INFORMATION SUPPLIED
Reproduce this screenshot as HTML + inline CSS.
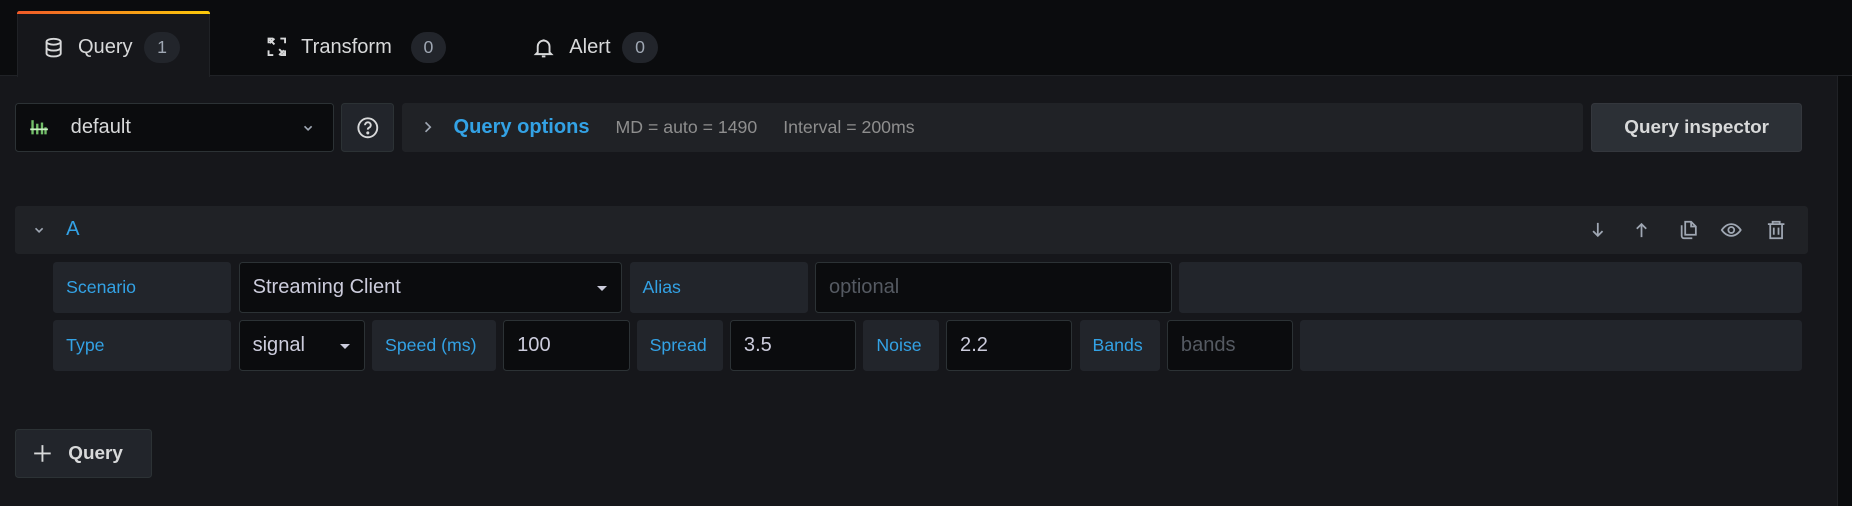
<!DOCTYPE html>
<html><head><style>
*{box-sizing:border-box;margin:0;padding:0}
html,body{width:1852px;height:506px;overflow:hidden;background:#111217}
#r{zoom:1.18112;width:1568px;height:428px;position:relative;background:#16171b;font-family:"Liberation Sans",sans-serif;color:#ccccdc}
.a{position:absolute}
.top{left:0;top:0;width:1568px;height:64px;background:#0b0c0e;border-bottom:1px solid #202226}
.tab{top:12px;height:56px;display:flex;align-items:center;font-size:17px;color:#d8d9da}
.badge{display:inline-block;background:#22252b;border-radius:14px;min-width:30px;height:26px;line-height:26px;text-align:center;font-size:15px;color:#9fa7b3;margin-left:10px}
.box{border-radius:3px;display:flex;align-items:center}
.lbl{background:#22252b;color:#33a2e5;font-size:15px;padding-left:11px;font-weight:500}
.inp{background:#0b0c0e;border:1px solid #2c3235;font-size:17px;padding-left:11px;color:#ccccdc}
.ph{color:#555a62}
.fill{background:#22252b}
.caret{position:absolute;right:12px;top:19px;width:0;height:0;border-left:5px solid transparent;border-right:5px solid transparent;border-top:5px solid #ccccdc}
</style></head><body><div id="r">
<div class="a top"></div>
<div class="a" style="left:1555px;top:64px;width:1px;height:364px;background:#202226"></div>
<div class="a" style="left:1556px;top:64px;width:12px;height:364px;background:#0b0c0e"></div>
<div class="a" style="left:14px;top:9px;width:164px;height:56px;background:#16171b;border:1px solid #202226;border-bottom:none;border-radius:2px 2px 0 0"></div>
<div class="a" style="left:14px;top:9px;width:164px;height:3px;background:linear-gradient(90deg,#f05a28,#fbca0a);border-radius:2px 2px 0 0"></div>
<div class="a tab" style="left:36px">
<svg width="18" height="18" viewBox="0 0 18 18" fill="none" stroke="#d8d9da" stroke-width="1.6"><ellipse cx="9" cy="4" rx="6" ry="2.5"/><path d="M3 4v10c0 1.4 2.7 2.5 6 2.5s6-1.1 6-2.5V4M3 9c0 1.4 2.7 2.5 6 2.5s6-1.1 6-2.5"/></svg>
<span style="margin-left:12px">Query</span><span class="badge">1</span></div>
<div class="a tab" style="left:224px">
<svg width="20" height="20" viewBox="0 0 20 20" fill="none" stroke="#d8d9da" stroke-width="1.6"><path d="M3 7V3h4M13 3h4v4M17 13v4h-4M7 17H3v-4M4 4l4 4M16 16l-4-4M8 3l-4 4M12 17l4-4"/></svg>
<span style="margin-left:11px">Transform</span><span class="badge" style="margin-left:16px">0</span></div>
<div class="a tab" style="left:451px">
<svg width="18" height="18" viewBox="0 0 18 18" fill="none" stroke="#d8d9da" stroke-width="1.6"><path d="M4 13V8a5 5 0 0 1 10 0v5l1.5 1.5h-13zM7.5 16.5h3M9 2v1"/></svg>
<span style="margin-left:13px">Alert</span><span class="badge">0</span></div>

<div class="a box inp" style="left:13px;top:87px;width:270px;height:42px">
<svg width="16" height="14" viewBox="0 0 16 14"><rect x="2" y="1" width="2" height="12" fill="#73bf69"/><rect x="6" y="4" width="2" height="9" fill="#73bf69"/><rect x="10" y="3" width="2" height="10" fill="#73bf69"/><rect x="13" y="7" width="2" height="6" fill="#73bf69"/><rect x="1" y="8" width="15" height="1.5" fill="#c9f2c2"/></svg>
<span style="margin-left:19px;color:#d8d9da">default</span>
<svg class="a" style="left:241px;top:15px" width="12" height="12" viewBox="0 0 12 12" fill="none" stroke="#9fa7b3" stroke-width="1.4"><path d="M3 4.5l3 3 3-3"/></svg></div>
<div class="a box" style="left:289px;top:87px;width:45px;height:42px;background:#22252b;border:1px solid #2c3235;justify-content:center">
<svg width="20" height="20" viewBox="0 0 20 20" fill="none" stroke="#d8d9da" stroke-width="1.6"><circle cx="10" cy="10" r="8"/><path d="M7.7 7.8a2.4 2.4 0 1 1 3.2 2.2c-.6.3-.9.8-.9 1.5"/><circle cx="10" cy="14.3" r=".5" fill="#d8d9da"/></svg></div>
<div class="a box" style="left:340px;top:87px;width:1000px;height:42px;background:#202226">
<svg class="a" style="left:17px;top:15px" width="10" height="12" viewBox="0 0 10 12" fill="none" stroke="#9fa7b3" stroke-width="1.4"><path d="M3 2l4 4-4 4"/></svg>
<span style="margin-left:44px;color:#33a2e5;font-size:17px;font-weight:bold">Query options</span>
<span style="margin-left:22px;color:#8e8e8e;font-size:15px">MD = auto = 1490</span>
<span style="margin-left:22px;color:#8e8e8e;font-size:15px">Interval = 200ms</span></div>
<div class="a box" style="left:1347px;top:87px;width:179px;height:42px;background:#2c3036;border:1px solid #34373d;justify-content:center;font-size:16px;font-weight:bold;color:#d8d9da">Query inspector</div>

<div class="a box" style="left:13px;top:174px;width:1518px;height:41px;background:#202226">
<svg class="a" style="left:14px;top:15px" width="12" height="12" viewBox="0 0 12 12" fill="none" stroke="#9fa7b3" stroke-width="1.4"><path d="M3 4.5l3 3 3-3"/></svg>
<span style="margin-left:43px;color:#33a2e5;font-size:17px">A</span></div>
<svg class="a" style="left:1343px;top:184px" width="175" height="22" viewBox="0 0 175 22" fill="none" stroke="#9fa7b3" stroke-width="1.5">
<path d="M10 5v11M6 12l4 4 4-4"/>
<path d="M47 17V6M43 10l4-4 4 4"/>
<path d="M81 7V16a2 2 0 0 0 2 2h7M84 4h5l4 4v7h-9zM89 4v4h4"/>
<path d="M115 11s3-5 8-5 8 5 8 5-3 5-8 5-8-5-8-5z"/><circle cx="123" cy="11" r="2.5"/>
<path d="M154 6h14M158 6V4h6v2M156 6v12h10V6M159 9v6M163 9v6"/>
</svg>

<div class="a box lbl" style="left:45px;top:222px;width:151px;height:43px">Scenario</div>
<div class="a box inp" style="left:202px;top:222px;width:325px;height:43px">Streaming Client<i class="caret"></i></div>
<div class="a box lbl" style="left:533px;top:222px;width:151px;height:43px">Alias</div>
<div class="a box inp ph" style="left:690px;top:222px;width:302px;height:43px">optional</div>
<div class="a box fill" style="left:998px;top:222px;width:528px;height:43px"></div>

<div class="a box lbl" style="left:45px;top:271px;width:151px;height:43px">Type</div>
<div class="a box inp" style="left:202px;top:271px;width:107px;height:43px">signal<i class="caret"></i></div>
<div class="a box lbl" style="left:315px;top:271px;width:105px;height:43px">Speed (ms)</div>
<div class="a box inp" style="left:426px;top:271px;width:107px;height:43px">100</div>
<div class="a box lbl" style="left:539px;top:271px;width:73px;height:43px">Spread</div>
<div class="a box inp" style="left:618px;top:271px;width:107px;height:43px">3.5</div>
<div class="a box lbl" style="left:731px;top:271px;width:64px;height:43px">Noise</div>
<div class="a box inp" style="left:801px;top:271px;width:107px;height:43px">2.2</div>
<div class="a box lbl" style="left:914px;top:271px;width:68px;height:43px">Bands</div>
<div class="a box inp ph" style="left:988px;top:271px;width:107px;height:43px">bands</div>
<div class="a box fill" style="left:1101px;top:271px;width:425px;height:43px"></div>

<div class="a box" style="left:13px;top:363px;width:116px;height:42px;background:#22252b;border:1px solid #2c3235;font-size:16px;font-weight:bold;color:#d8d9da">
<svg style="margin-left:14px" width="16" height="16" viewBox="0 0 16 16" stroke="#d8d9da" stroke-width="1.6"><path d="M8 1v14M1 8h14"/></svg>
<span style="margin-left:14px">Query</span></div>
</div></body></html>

EXERCISE INSTRUCTIONS
Gather each line of the listing containing the word "inline" and show it.

CORRECT RESPONSE
Reproduce this screenshot as HTML + inline CSS.
.badge{display:inline-block;background:#22252b;border-radius:14px;min-width:30px;height:26px;line-height:26px;text-align:center;font-size:15px;color:#9fa7b3;margin-left:10px}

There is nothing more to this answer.